_Description of the task_
Check each line of the material below for "screenshot". Report how many have it, with no other words.

_Raw records_

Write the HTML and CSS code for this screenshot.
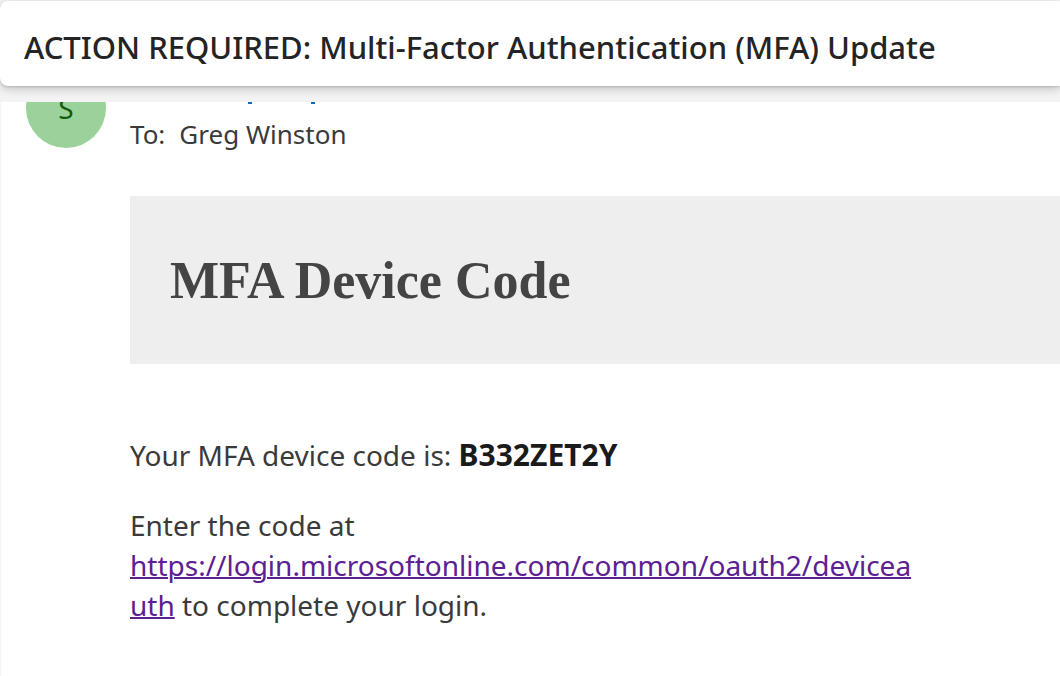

---

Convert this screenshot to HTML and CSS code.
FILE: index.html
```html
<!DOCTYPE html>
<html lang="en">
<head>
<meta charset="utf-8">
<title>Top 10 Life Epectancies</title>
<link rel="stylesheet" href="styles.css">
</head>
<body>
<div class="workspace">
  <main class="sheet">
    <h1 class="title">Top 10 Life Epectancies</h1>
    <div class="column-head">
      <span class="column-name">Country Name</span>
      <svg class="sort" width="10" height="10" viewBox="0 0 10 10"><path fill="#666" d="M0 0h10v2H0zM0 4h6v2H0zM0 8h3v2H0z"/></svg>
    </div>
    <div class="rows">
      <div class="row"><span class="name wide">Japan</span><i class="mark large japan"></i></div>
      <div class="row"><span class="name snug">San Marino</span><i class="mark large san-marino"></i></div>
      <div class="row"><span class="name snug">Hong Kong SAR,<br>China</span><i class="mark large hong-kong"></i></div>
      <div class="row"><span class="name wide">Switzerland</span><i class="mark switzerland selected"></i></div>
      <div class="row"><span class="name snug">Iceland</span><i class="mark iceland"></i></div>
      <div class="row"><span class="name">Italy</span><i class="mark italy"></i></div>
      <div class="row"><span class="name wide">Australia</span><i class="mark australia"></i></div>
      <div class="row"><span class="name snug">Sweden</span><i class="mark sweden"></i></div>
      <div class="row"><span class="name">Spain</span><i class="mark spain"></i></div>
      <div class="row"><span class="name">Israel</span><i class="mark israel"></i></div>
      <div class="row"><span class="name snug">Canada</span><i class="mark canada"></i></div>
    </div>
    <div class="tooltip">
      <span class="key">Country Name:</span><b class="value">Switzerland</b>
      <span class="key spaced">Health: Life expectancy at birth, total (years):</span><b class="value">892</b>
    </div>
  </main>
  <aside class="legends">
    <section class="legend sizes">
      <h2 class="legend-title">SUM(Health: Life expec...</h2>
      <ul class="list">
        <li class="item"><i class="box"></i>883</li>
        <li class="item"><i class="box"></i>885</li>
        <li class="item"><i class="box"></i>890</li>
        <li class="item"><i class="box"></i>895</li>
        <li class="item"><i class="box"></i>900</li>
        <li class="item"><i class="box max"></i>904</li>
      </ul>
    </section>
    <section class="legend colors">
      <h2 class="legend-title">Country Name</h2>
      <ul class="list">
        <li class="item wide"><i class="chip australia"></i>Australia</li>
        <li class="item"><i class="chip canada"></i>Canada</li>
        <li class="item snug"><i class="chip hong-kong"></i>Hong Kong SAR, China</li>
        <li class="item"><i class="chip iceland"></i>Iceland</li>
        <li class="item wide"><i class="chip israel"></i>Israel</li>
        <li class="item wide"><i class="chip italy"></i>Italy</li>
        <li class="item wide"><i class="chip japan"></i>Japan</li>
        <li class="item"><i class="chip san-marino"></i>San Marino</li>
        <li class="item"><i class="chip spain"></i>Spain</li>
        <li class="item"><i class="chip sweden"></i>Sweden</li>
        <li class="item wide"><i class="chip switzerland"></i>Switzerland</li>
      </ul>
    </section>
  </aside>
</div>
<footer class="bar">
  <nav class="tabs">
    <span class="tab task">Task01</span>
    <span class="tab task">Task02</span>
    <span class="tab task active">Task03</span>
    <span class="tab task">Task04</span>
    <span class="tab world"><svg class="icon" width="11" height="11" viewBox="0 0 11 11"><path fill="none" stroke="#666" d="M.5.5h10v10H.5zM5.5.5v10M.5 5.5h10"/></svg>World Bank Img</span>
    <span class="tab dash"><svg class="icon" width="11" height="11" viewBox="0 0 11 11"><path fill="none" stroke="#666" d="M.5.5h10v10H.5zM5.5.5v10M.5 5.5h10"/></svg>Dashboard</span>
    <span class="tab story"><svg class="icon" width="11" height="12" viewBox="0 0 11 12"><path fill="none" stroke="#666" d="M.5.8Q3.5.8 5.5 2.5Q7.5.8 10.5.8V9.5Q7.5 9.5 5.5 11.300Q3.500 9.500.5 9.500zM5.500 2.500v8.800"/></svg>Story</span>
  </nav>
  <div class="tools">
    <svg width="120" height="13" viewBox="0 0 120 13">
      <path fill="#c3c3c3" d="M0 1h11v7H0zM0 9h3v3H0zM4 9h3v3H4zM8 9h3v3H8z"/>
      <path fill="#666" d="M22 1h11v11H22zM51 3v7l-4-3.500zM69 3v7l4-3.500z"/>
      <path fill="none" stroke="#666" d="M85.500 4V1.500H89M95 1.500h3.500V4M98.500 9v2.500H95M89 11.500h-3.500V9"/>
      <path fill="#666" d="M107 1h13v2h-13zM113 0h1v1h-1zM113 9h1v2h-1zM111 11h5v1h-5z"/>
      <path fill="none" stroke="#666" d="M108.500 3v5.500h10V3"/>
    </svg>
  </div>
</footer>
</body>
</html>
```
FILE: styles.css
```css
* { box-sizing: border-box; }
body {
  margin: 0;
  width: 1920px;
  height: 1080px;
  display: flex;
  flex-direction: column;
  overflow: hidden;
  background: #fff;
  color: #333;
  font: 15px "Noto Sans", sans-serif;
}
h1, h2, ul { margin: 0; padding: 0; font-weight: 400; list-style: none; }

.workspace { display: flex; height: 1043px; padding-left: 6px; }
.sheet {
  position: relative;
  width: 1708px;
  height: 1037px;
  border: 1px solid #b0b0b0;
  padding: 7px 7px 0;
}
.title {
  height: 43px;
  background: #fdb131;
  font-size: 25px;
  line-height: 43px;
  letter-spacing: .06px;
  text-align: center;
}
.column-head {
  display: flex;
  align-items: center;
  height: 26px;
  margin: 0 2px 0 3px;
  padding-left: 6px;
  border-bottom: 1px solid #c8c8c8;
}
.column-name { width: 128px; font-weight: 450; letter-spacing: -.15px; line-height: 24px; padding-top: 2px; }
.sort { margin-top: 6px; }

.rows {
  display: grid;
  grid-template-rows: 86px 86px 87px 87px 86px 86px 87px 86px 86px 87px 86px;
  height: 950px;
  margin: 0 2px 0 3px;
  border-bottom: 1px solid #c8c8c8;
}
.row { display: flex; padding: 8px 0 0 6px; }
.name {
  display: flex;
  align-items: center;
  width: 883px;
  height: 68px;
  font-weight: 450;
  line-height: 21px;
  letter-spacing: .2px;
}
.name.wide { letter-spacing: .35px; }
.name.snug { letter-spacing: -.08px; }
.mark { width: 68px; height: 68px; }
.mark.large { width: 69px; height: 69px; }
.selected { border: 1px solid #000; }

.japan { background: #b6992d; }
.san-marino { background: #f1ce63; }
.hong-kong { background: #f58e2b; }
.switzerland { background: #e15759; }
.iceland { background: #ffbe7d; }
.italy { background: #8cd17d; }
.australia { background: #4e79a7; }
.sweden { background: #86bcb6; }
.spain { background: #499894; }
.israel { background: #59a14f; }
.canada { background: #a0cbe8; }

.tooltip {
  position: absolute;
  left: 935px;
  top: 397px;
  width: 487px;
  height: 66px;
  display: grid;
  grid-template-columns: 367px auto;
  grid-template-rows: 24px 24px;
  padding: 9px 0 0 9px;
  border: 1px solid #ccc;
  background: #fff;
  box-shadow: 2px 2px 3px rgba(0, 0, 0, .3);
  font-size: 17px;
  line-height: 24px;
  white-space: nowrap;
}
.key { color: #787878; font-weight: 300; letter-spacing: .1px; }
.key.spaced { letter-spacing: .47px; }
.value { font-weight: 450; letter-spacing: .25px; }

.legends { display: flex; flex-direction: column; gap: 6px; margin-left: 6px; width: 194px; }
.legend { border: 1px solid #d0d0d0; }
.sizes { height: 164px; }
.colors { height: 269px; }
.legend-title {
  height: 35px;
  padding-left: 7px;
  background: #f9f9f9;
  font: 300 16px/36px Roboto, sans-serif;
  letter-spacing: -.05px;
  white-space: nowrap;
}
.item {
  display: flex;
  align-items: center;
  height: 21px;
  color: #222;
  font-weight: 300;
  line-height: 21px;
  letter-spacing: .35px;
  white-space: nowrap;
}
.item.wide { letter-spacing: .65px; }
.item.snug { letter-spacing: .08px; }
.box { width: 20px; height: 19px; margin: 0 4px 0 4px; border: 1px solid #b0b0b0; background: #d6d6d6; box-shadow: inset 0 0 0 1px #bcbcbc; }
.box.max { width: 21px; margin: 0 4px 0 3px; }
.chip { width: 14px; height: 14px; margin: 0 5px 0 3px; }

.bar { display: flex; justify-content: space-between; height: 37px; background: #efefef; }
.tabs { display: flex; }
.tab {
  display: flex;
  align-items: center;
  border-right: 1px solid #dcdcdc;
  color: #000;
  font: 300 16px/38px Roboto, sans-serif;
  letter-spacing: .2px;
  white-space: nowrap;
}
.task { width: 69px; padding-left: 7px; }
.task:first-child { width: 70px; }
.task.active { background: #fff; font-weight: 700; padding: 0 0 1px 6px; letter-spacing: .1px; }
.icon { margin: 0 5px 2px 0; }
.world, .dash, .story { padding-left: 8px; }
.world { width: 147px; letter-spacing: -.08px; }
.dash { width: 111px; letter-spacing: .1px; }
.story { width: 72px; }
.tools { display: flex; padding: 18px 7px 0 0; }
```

_Written solution_
2